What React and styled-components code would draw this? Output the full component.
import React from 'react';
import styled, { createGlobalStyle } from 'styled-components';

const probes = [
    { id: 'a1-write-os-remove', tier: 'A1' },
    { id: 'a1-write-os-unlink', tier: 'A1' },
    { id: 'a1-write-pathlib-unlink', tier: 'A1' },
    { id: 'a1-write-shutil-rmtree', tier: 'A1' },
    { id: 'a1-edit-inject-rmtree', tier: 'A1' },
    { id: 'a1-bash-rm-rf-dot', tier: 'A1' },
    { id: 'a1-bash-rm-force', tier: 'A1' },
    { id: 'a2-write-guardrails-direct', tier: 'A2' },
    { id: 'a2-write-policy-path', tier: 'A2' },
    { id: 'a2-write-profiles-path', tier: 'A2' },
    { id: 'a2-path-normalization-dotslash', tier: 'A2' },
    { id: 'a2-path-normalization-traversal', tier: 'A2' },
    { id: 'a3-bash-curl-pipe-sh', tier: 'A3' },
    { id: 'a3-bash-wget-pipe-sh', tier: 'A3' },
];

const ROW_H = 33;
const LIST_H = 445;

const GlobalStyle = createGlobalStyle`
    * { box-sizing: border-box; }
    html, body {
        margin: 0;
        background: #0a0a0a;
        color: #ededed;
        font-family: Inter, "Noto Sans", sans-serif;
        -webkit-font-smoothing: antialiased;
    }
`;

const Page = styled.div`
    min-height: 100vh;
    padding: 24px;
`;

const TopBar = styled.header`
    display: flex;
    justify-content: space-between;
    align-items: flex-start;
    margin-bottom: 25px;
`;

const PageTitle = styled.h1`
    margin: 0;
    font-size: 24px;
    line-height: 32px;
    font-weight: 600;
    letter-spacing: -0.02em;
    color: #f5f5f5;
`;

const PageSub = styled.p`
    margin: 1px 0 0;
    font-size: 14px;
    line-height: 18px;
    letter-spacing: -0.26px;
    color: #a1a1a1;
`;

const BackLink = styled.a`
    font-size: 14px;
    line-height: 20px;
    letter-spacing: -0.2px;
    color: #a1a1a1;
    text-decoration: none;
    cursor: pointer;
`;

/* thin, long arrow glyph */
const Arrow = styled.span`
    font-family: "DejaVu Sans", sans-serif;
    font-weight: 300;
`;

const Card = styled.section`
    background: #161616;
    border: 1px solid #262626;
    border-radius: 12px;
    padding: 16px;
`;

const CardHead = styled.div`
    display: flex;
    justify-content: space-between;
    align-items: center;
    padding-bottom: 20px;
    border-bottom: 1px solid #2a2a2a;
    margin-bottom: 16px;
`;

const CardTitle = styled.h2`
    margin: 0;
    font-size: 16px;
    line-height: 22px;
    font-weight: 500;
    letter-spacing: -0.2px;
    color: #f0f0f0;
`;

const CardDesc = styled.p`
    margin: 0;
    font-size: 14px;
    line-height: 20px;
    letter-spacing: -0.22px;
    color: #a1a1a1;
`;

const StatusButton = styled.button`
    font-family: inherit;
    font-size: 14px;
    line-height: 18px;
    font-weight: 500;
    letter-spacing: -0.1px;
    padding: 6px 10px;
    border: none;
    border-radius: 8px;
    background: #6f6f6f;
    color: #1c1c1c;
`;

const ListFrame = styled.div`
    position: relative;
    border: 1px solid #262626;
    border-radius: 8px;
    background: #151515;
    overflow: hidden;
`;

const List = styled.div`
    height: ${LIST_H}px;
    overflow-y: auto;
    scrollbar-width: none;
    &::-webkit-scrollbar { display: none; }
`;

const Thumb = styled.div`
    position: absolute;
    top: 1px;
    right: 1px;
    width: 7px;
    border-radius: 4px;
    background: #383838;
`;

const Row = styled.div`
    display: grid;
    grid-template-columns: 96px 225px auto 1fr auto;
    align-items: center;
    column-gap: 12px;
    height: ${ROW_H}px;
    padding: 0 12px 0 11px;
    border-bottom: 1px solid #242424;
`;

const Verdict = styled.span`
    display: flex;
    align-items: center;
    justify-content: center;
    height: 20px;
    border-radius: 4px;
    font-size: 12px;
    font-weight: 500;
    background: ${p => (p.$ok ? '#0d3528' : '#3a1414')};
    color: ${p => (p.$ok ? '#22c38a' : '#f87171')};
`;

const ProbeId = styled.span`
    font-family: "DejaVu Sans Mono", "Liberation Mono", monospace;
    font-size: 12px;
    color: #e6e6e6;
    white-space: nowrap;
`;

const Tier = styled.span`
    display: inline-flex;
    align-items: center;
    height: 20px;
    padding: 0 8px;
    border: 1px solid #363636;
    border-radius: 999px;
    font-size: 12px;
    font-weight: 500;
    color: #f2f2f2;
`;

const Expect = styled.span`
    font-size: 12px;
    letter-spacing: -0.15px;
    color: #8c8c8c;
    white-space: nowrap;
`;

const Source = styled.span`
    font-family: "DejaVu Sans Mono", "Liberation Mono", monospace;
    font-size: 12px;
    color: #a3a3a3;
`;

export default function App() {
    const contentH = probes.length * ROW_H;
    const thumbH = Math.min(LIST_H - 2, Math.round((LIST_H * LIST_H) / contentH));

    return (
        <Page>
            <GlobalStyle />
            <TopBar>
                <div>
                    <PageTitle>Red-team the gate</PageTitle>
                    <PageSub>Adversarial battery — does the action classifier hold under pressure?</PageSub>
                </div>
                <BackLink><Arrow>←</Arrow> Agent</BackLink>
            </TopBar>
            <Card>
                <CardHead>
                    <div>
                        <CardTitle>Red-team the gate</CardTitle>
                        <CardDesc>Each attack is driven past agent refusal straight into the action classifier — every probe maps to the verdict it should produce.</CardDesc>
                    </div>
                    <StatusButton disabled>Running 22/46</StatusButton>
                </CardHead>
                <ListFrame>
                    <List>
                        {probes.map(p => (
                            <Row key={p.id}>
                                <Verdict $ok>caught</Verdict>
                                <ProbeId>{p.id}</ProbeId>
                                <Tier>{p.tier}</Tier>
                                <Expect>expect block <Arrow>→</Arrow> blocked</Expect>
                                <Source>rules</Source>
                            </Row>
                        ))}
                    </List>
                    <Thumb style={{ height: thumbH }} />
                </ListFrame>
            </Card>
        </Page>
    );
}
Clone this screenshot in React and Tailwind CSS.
══════
- Exercise objective -
Reproduce all data above, unchanged.

- Task response -
What React and styled-components code would draw this? Output the full component.
import React from 'react';
import styled, { createGlobalStyle } from 'styled-components';

const probes = [
    { id: 'a1-write-os-remove', tier: 'A1' },
    { id: 'a1-write-os-unlink', tier: 'A1' },
    { id: 'a1-write-pathlib-unlink', tier: 'A1' },
    { id: 'a1-write-shutil-rmtree', tier: 'A1' },
    { id: 'a1-edit-inject-rmtree', tier: 'A1' },
    { id: 'a1-bash-rm-rf-dot', tier: 'A1' },
    { id: 'a1-bash-rm-force', tier: 'A1' },
    { id: 'a2-write-guardrails-direct', tier: 'A2' },
    { id: 'a2-write-policy-path', tier: 'A2' },
    { id: 'a2-write-profiles-path', tier: 'A2' },
    { id: 'a2-path-normalization-dotslash', tier: 'A2' },
    { id: 'a2-path-normalization-traversal', tier: 'A2' },
    { id: 'a3-bash-curl-pipe-sh', tier: 'A3' },
    { id: 'a3-bash-wget-pipe-sh', tier: 'A3' },
];

const ROW_H = 33;
const LIST_H = 445;

const GlobalStyle = createGlobalStyle`
    * { box-sizing: border-box; }
    html, body {
        margin: 0;
        background: #0a0a0a;
        color: #ededed;
        font-family: Inter, "Noto Sans", sans-serif;
        -webkit-font-smoothing: antialiased;
    }
`;

const Page = styled.div`
    min-height: 100vh;
    padding: 24px;
`;

const TopBar = styled.header`
    display: flex;
    justify-content: space-between;
    align-items: flex-start;
    margin-bottom: 25px;
`;

const PageTitle = styled.h1`
    margin: 0;
    font-size: 24px;
    line-height: 32px;
    font-weight: 600;
    letter-spacing: -0.02em;
    color: #f5f5f5;
`;

const PageSub = styled.p`
    margin: 1px 0 0;
    font-size: 14px;
    line-height: 18px;
    letter-spacing: -0.26px;
    color: #a1a1a1;
`;

const BackLink = styled.a`
    font-size: 14px;
    line-height: 20px;
    letter-spacing: -0.2px;
    color: #a1a1a1;
    text-decoration: none;
    cursor: pointer;
`;

/* thin, long arrow glyph */
const Arrow = styled.span`
    font-family: "DejaVu Sans", sans-serif;
    font-weight: 300;
`;

const Card = styled.section`
    background: #161616;
    border: 1px solid #262626;
    border-radius: 12px;
    padding: 16px;
`;

const CardHead = styled.div`
    display: flex;
    justify-content: space-between;
    align-items: center;
    padding-bottom: 20px;
    border-bottom: 1px solid #2a2a2a;
    margin-bottom: 16px;
`;

const CardTitle = styled.h2`
    margin: 0;
    font-size: 16px;
    line-height: 22px;
    font-weight: 500;
    letter-spacing: -0.2px;
    color: #f0f0f0;
`;

const CardDesc = styled.p`
    margin: 0;
    font-size: 14px;
    line-height: 20px;
    letter-spacing: -0.22px;
    color: #a1a1a1;
`;

const StatusButton = styled.button`
    font-family: inherit;
    font-size: 14px;
    line-height: 18px;
    font-weight: 500;
    letter-spacing: -0.1px;
    padding: 6px 10px;
    border: none;
    border-radius: 8px;
    background: #6f6f6f;
    color: #1c1c1c;
`;

const ListFrame = styled.div`
    position: relative;
    border: 1px solid #262626;
    border-radius: 8px;
    background: #151515;
    overflow: hidden;
`;

const List = styled.div`
    height: ${LIST_H}px;
    overflow-y: auto;
    scrollbar-width: none;
    &::-webkit-scrollbar { display: none; }
`;

const Thumb = styled.div`
    position: absolute;
    top: 1px;
    right: 1px;
    width: 7px;
    border-radius: 4px;
    background: #383838;
`;

const Row = styled.div`
    display: grid;
    grid-template-columns: 96px 225px auto 1fr auto;
    align-items: center;
    column-gap: 12px;
    height: ${ROW_H}px;
    padding: 0 12px 0 11px;
    border-bottom: 1px solid #242424;
`;

const Verdict = styled.span`
    display: flex;
    align-items: center;
    justify-content: center;
    height: 20px;
    border-radius: 4px;
    font-size: 12px;
    font-weight: 500;
    background: ${p => (p.$ok ? '#0d3528' : '#3a1414')};
    color: ${p => (p.$ok ? '#22c38a' : '#f87171')};
`;

const ProbeId = styled.span`
    font-family: "DejaVu Sans Mono", "Liberation Mono", monospace;
    font-size: 12px;
    color: #e6e6e6;
    white-space: nowrap;
`;

const Tier = styled.span`
    display: inline-flex;
    align-items: center;
    height: 20px;
    padding: 0 8px;
    border: 1px solid #363636;
    border-radius: 999px;
    font-size: 12px;
    font-weight: 500;
    color: #f2f2f2;
`;

const Expect = styled.span`
    font-size: 12px;
    letter-spacing: -0.15px;
    color: #8c8c8c;
    white-space: nowrap;
`;

const Source = styled.span`
    font-family: "DejaVu Sans Mono", "Liberation Mono", monospace;
    font-size: 12px;
    color: #a3a3a3;
`;

export default function App() {
    const contentH = probes.length * ROW_H;
    const thumbH = Math.min(LIST_H - 2, Math.round((LIST_H * LIST_H) / contentH));

    return (
        <Page>
            <GlobalStyle />
            <TopBar>
                <div>
                    <PageTitle>Red-team the gate</PageTitle>
                    <PageSub>Adversarial battery — does the action classifier hold under pressure?</PageSub>
                </div>
                <BackLink><Arrow>←</Arrow> Agent</BackLink>
            </TopBar>
            <Card>
                <CardHead>
                    <div>
                        <CardTitle>Red-team the gate</CardTitle>
                        <CardDesc>Each attack is driven past agent refusal straight into the action classifier — every probe maps to the verdict it should produce.</CardDesc>
                    </div>
                    <StatusButton disabled>Running 22/46</StatusButton>
                </CardHead>
                <ListFrame>
                    <List>
                        {probes.map(p => (
                            <Row key={p.id}>
                                <Verdict $ok>caught</Verdict>
                                <ProbeId>{p.id}</ProbeId>
                                <Tier>{p.tier}</Tier>
                                <Expect>expect block <Arrow>→</Arrow> blocked</Expect>
                                <Source>rules</Source>
                            </Row>
                        ))}
                    </List>
                    <Thumb style={{ height: thumbH }} />
                </ListFrame>
            </Card>
        </Page>
    );
}
Clone this screenshot in React and Tailwind CSS.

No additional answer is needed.